* [WHAT YOU ARE ASKED TO DO]: For each line below that includes the word "size", make a copy.

* [RECORDS FOR THIS EXERCISE]:
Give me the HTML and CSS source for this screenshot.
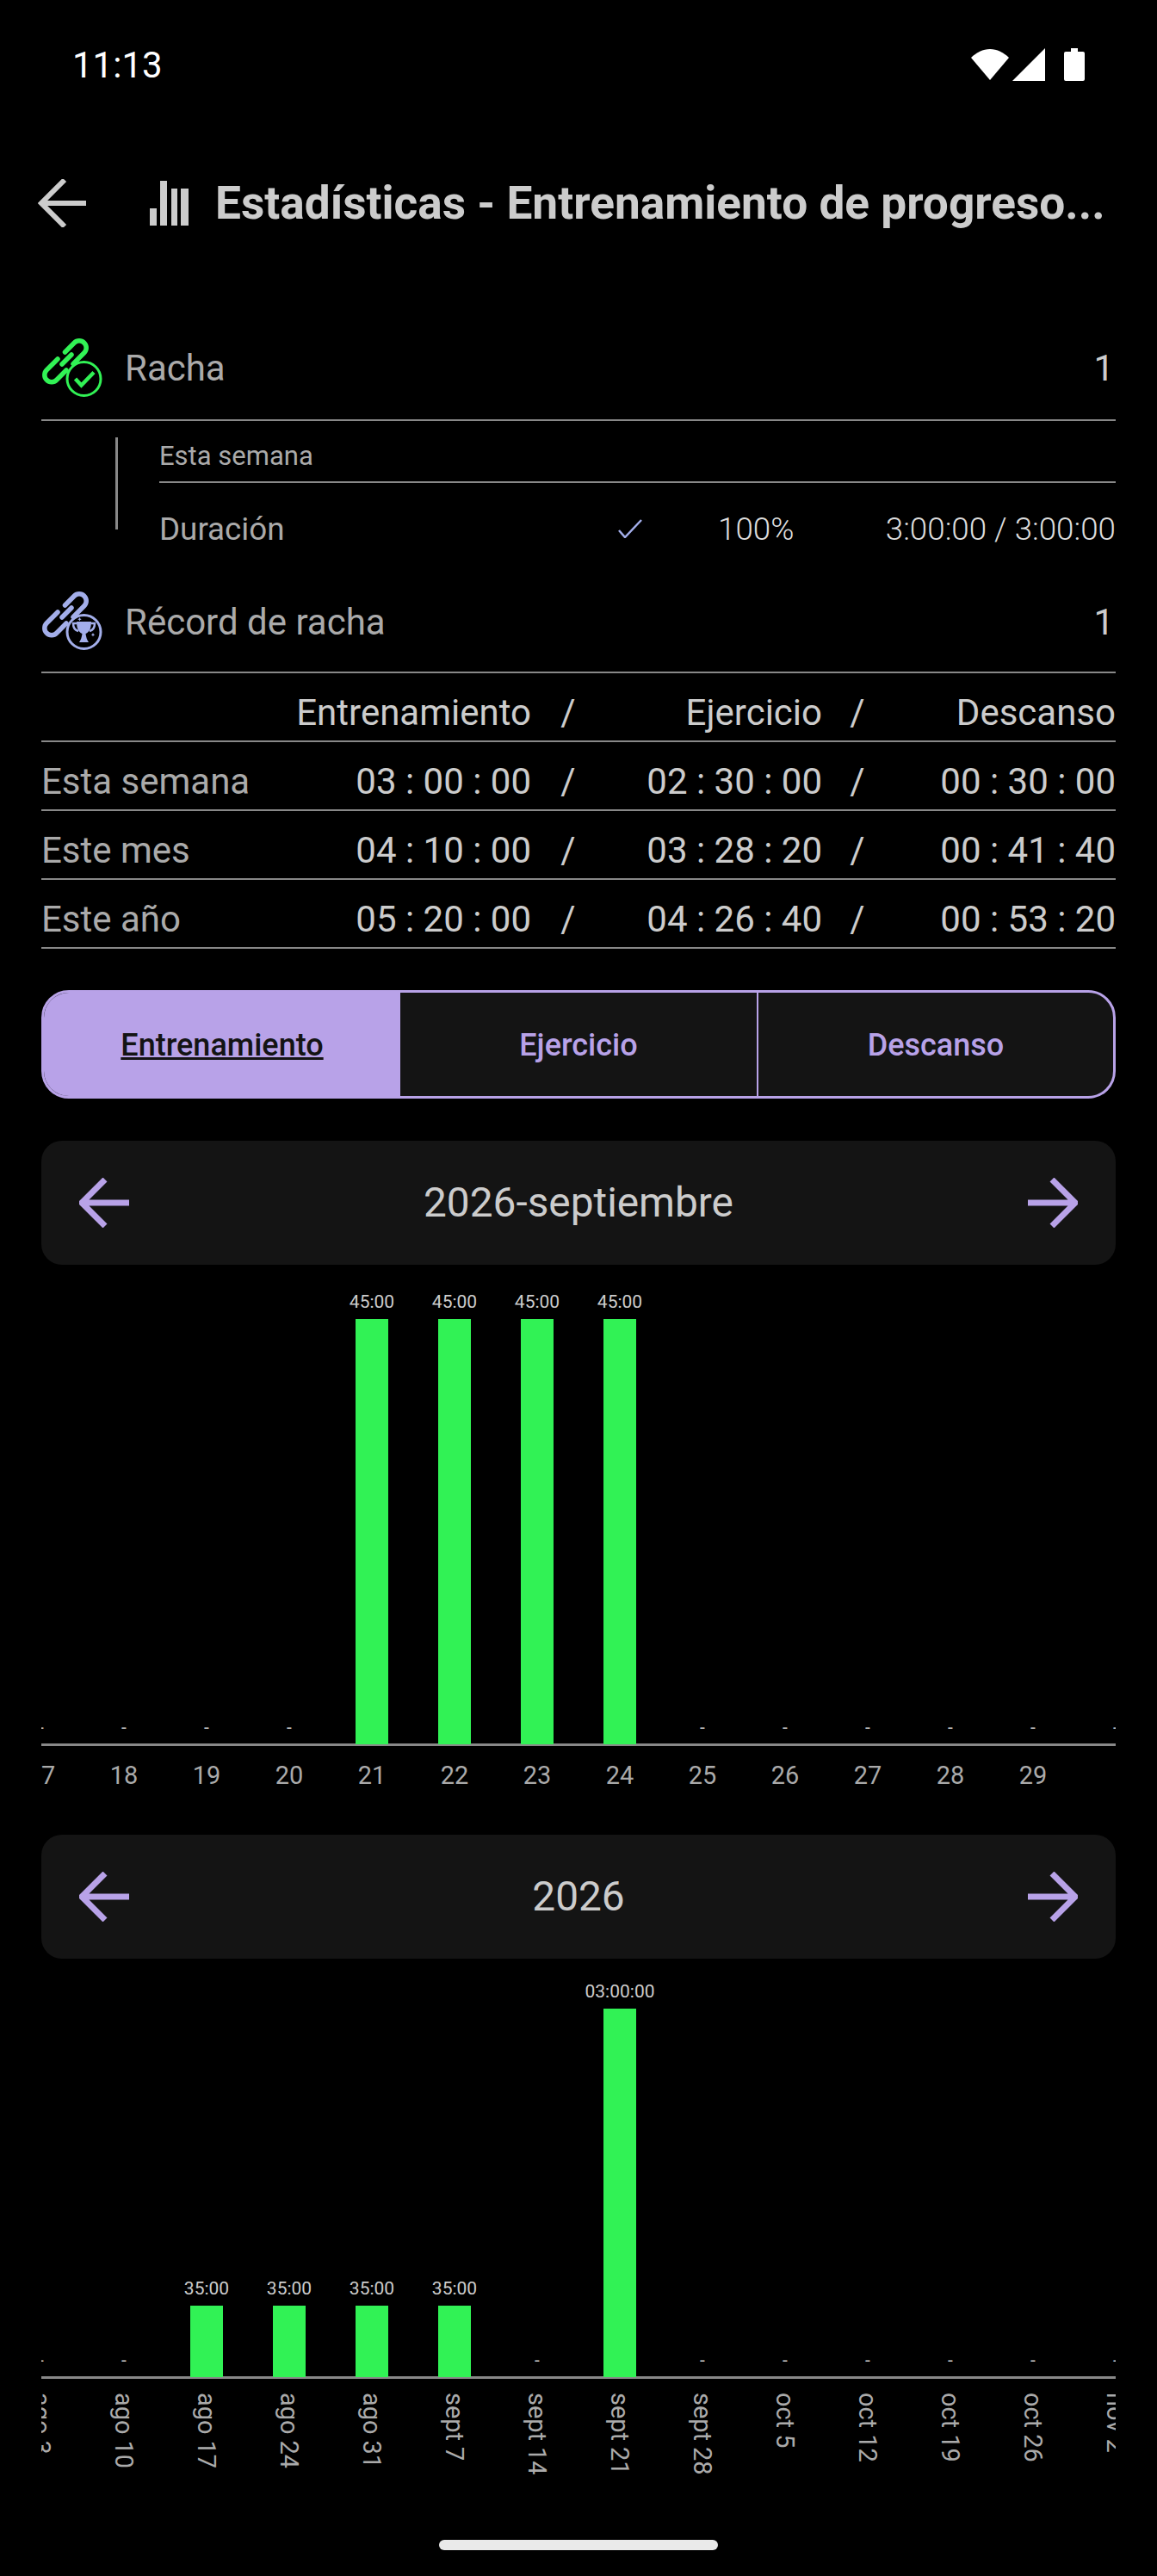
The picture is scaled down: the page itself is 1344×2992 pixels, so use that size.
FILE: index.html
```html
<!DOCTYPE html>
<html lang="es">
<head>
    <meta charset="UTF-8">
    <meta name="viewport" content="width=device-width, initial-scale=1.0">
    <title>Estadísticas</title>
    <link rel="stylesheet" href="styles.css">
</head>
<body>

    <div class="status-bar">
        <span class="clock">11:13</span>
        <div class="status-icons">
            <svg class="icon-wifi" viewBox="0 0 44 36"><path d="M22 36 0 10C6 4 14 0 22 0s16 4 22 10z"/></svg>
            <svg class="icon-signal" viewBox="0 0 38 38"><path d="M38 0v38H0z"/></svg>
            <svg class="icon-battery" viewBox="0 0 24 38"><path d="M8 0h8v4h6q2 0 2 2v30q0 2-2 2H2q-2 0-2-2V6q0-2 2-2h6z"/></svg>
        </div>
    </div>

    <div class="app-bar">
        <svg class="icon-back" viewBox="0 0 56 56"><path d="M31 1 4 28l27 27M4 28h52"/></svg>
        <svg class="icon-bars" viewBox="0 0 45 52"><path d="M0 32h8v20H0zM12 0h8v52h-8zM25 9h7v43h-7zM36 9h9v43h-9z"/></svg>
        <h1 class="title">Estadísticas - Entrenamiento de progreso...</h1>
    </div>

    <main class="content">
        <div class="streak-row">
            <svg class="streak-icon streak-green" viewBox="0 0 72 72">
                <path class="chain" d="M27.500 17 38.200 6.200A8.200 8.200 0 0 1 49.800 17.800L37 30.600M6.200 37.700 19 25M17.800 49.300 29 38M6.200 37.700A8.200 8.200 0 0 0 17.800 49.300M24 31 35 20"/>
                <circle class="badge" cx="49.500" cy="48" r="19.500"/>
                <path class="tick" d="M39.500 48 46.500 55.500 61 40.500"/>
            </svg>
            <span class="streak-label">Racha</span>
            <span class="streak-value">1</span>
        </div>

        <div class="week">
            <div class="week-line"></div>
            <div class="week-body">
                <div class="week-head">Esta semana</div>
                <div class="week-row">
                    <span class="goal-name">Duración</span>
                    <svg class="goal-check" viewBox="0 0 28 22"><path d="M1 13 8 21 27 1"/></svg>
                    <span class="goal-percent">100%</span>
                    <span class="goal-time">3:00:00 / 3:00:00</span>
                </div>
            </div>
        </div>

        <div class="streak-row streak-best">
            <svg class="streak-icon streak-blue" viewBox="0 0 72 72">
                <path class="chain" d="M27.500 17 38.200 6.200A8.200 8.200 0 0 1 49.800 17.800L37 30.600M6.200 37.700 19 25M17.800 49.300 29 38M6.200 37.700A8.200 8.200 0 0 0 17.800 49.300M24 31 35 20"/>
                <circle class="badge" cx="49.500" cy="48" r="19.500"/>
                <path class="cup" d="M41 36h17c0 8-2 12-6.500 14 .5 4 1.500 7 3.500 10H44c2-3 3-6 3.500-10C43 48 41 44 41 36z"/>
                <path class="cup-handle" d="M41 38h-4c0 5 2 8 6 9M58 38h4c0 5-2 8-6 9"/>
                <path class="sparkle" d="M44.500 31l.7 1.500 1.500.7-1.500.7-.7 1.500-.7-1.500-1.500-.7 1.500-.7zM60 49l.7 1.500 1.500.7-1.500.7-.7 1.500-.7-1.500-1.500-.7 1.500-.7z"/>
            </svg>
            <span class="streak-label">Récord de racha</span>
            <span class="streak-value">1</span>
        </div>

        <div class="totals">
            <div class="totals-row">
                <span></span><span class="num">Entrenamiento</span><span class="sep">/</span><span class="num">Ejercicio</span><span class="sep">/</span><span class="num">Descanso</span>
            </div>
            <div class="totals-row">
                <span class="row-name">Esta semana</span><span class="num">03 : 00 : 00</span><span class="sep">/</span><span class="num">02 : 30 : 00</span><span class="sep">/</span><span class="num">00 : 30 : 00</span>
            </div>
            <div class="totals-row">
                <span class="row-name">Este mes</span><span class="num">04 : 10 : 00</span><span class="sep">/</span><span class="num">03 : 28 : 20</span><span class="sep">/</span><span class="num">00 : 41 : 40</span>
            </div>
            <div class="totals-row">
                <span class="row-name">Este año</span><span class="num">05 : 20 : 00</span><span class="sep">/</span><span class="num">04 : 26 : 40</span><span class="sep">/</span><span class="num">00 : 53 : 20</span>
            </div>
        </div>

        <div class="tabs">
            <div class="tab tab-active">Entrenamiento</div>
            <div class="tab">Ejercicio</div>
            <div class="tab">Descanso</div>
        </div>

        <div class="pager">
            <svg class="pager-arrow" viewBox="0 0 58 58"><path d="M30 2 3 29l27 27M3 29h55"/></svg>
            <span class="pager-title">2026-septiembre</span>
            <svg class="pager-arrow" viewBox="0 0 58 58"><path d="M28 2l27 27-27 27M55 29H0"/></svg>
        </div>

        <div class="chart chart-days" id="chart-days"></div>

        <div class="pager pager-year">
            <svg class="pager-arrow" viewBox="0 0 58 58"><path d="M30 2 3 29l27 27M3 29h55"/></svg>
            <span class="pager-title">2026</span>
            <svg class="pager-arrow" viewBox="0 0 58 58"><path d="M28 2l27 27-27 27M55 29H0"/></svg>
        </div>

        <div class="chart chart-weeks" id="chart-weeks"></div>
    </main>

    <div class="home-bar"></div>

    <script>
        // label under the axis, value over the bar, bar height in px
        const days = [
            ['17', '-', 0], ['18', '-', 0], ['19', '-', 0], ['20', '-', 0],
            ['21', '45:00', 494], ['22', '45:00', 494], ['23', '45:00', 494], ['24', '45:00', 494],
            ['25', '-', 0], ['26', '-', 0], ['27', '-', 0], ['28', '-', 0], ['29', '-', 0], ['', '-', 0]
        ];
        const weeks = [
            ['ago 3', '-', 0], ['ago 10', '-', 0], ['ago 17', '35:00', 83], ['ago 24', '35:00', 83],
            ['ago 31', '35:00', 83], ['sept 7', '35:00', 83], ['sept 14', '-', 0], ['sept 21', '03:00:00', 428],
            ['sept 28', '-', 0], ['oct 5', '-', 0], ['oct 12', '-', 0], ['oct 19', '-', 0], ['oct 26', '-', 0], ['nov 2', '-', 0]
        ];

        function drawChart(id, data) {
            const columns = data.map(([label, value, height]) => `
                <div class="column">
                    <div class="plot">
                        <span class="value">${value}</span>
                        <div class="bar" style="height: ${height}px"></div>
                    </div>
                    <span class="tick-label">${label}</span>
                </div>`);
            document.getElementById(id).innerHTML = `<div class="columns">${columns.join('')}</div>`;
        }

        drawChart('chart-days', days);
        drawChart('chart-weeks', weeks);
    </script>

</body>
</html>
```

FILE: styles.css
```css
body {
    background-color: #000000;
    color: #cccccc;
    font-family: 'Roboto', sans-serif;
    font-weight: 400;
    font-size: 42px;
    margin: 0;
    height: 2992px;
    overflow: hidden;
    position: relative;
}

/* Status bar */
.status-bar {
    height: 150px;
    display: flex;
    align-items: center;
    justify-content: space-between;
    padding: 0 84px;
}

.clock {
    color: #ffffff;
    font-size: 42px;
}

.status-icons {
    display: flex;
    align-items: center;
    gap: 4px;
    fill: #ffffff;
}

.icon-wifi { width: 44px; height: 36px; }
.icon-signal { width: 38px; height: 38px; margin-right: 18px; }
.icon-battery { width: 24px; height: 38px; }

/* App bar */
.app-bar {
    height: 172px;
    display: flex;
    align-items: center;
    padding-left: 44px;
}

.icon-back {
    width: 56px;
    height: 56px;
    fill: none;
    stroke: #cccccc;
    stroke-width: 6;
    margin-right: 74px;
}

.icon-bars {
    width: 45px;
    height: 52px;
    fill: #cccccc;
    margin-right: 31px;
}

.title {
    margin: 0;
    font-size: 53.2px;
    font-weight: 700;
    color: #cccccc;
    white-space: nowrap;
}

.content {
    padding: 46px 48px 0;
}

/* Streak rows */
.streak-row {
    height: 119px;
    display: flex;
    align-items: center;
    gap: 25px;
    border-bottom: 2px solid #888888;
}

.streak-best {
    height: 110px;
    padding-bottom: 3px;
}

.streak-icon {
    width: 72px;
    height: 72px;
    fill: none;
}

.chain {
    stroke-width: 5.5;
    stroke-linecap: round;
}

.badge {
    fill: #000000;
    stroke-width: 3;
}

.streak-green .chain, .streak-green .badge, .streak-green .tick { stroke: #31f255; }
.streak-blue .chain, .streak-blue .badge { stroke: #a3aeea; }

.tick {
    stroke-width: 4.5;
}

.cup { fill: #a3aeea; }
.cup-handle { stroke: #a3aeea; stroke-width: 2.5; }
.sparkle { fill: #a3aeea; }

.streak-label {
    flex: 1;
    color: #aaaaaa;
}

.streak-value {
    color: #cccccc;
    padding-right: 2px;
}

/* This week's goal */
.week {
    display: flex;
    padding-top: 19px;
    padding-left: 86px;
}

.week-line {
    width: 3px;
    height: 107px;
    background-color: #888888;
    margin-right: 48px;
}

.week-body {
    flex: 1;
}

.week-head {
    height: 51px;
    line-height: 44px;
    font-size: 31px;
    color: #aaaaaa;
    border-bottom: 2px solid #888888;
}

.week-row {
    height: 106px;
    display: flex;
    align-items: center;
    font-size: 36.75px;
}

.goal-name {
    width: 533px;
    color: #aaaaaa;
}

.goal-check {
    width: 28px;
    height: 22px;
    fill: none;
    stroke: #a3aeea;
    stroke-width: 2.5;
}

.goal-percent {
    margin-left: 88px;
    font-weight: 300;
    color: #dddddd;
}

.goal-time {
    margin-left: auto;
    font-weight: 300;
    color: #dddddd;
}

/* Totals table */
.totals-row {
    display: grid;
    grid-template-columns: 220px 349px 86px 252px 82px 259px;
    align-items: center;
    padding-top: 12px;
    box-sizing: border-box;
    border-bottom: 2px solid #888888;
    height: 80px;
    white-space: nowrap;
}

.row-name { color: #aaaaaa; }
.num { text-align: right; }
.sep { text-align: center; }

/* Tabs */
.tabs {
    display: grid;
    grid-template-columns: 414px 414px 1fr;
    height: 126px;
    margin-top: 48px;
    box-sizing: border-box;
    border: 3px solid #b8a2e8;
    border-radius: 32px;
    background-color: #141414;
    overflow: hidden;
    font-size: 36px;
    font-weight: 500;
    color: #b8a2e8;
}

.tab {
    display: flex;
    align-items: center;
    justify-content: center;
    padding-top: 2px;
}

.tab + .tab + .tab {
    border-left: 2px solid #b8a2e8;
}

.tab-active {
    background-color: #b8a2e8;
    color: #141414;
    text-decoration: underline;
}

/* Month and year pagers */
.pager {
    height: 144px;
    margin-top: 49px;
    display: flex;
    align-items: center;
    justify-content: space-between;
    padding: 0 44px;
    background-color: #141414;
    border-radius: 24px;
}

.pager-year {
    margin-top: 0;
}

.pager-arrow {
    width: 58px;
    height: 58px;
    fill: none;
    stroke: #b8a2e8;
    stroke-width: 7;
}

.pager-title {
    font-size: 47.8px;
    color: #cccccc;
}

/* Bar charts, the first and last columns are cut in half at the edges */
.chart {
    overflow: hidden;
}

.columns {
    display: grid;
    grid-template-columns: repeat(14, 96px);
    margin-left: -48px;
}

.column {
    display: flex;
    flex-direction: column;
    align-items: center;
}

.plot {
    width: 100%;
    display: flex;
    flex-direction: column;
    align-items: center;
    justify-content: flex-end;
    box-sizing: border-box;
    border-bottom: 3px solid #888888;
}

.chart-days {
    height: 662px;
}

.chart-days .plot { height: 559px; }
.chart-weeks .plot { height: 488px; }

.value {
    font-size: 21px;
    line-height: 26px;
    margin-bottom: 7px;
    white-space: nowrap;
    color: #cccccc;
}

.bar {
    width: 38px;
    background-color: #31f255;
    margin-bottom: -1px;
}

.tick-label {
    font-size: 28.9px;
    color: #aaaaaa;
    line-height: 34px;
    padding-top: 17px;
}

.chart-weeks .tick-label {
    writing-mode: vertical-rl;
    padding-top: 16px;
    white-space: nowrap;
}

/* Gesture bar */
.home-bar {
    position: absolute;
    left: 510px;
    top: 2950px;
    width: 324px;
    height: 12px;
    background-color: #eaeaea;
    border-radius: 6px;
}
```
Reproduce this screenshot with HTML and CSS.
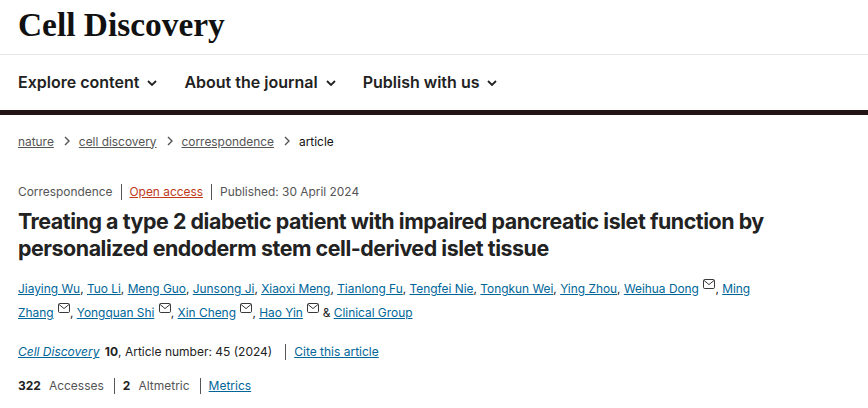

* [ANSWER FOR THIS EXERCISE]:
The picture is scaled down: the page itself is 1344×2992 pixels, so use that size.
    font-size: 42px;
    font-size: 42px;
    font-size: 53.2px;
    font-size: 31px;
    font-size: 36.75px;
    font-size: 36px;
    font-size: 47.8px;
    font-size: 21px;
    font-size: 28.9px;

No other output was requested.